The SSCXWC requires a fine balance of partying to racing: Too much party and your racing suffers, too much racing and you’ll quickly be shooed from the course by costume-clad fans armed with megaphones and an unlimited supply of Coors Light. As Carl Decker (not in attendance in 2022) said in a recent instagram post reminiscing about SSCXWC, “Have fun and make bad choices, everybody!”. That about sums it up.
If you think cyclocross is dying on American soil, a trip to SSCXWC might be just what you need to regain faith in the sport. One look at the Durango world champs venue blanketed in screaming crowds, with hundreds of spectators and racers in attendance, will make you believe in ‘cross again.
Cyclocross has always had a way of disarming and inspiring even the most rigid of bike racing souls, and SSCXWC takes this inspiration to the next ethereal level, with just a few presiding rules, namely rule number one: “Don’t be a dick”.
Unfortunately, a sneaky case of common gastrointestinal staphylococcus, otherwise known as food poisoning, prevented me from racing in the garish tights and pink mesh I had planned for the championship race, but I did participate in the qualifying and “feats of strength” events preceding Saturday’s race.

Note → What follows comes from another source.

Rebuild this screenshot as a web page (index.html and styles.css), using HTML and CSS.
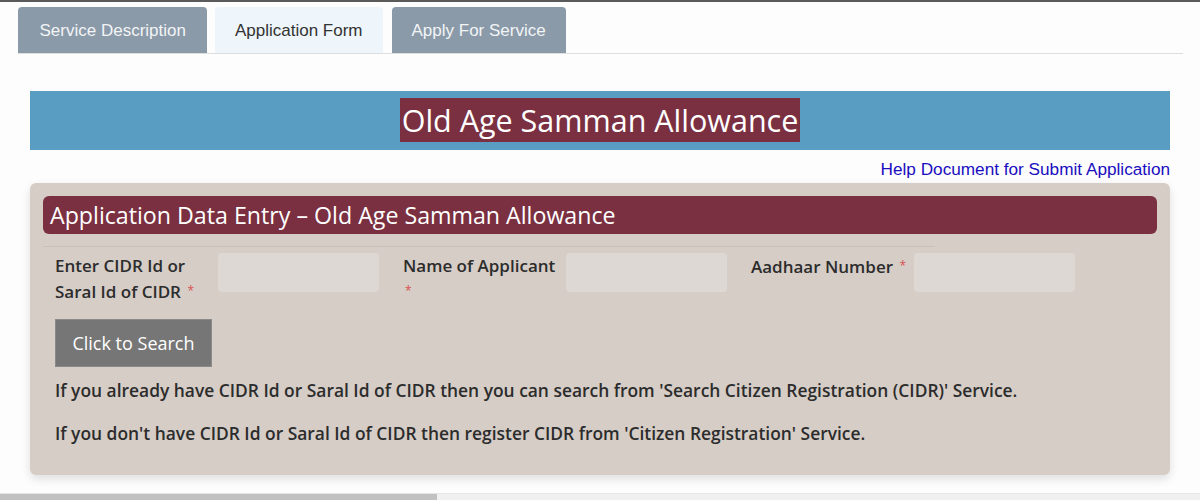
FILE: index.html
```html
<!DOCTYPE html>
<html>
<head>
<meta charset="utf-8">
<link rel="stylesheet" href="styles.css">
</head>
<body>
<div class="page">
  <div class="tabs">
    <div class="tab tab-gray tab-first">Service Description</div>
    <div class="tab tab-active">Application Form</div>
    <div class="tab tab-gray tab-last">Apply For Service</div>
  </div>
  <div class="content">
    <div class="banner"><span class="banner-title">Old Age Samman Allowance</span></div>
    <div class="help"><a href="#" class="help-link">Help Document for Submit Application</a></div>
    <div class="panel">
      <div class="panel-head">Application Data Entry – Old Age Samman Allowance</div>
      <div class="divider"></div>
      <div class="form-row">
        <div class="field">
          <label class="label">Enter CIDR Id or Saral Id of CIDR <span class="req">*</span></label>
          <div class="input"></div>
        </div>
        <div class="field">
          <label class="label">Name of Applicant <span class="req">*</span></label>
          <div class="input"></div>
        </div>
        <div class="field">
          <label class="label">Aadhaar Number <span class="req">*</span></label>
          <div class="input"></div>
        </div>
      </div>
      <button class="btn">Click to Search</button>
      <p class="note">If you already have CIDR Id or Saral Id of CIDR then you can search from 'Search Citizen Registration (CIDR)' Service.</p>
      <p class="note">If you don't have CIDR Id or Saral Id of CIDR then register CIDR from 'Citizen Registration' Service.</p>
    </div>
  </div>
</div>
<div class="scrollbar"><div class="thumb"></div></div>
</body>
</html>
```
FILE: styles.css
```css
html, body {
  margin: 0;
  padding: 0;
}
body {
  background: #fdfdfd;
  border-top: 2px solid #5a5a5a;
  height: 498px;
  overflow: hidden;
  position: relative;
  font-family: "Open Sans", sans-serif;
}
.page {
  padding: 5px 17px 0 18px;
}
.tabs {
  display: flex;
  gap: 8px;
  border-bottom: 1px solid #dedede;
  height: 46px;
}
.tab {
  font-family: "Liberation Sans", Arial, sans-serif;
  font-size: 17px;
  height: 46px;
  box-sizing: border-box;
  padding: 1px 20px 0 20px;
  display: flex;
  align-items: center;
  border-radius: 4px 4px 0 0;
}
.tab-first {
  padding: 1px 21px 0 21.5px;
}
.tab-last {
  margin-left: 1px;
}
.tab-gray {
  background: #8a9aa8;
  color: #f2f4f6;
}
.tab-active {
  background: #eef5fb;
  color: #333;
}
.content {
  margin: 37px 13px 0 12px;
}
.banner {
  background: #5a9dc2;
  height: 59px;
  display: flex;
  justify-content: center;
  align-items: flex-start;
  padding-top: 7px;
  box-sizing: border-box;
}
.banner-title {
  background: #7a3041;
  color: #fff;
  font-size: 30.5px;
  line-height: 44px;
  padding: 0 2px;
  font-family: "Open Sans", sans-serif;
}
.help {
  text-align: right;
  height: 33px;
  line-height: 38px;
}
.help-link {
  font-family: "Liberation Sans", Arial, sans-serif;
  font-size: 17.2px;
  color: #1a0dc0;
  text-decoration: none;
}
.panel {
  background: #d6cdc7;
  border-radius: 6px;
  padding: 13px 13px 30px 13px;
  box-shadow: 0 4px 10px rgba(0,0,0,0.12);
}
.panel-head {
  background: #7a3040;
  color: #fff;
  border-radius: 6px;
  height: 38px;
  line-height: 38px;
  font-size: 23.2px;
  padding-left: 7px;
}
.divider {
  margin-top: 12px;
  width: 892px;
  height: 1px;
  background: #cbc1b9;
}
.form-row {
  display: flex;
  padding: 6px 12px 0 12px;
  gap: 24px;
}
.field {
  display: flex;
  gap: 5px;
  align-items: flex-start;
}
.label {
  width: 158px;
  font-size: 17px;
  color: #2c2c2c;
  font-weight: 600;
  line-height: 25px;
}
.req {
  color: #d85050;
  font-size: 12px;
  font-weight: 400;
  vertical-align: 3px;
  margin-left: 2px;
}
.input {
  width: 161px;
  height: 39px;
  background: #ddd8d3;
  border-radius: 4px;
}
.btn {
  margin: 15px 0 0 12px;
  width: 157px;
  height: 48px;
  background: #767676;
  color: #fff;
  border: 1px solid #8a8a8a;
  font-family: "Open Sans", sans-serif;
  font-size: 18px;
  cursor: pointer;
}
.note {
  margin: 12px 0 0 12px;
  font-size: 17.4px;
  color: #2c2c2c;
  font-weight: 600;
  line-height: 23px;
}
.note + .note {
  margin-top: 20px;
}
.scrollbar {
  position: absolute;
  left: 0;
  right: 0;
  bottom: 0;
  height: 6px;
  background: #f0f0f0;
  border-top: 1px solid #e6e6e6;
}
.thumb {
  width: 437px;
  height: 6px;
  background: #c1c1c1;
}
```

“Feats of strength” are a series of ludicrous activities designed as qualifying events for those who didn’t auto qualify as a Top-5 finisher in the qualifying heats, which consisted of one lap on Durango’s lung busting course.
Saturday’s feats of strength included the now-famous Geoff Kabush beer chug and push up challenge, a Big Mac eating contests, carnal tug of war contests with waist securements and a petty cab tractor pull.
I ended my day with more beers chugged and Big Macs eaten than during my entire road racing career. Imagine that. And remarkably, no bikes or persons were injured, though I can’t speak for the folks who voluntarily consumed 3 big macs as quickly as possible. I salute you. And your vomit.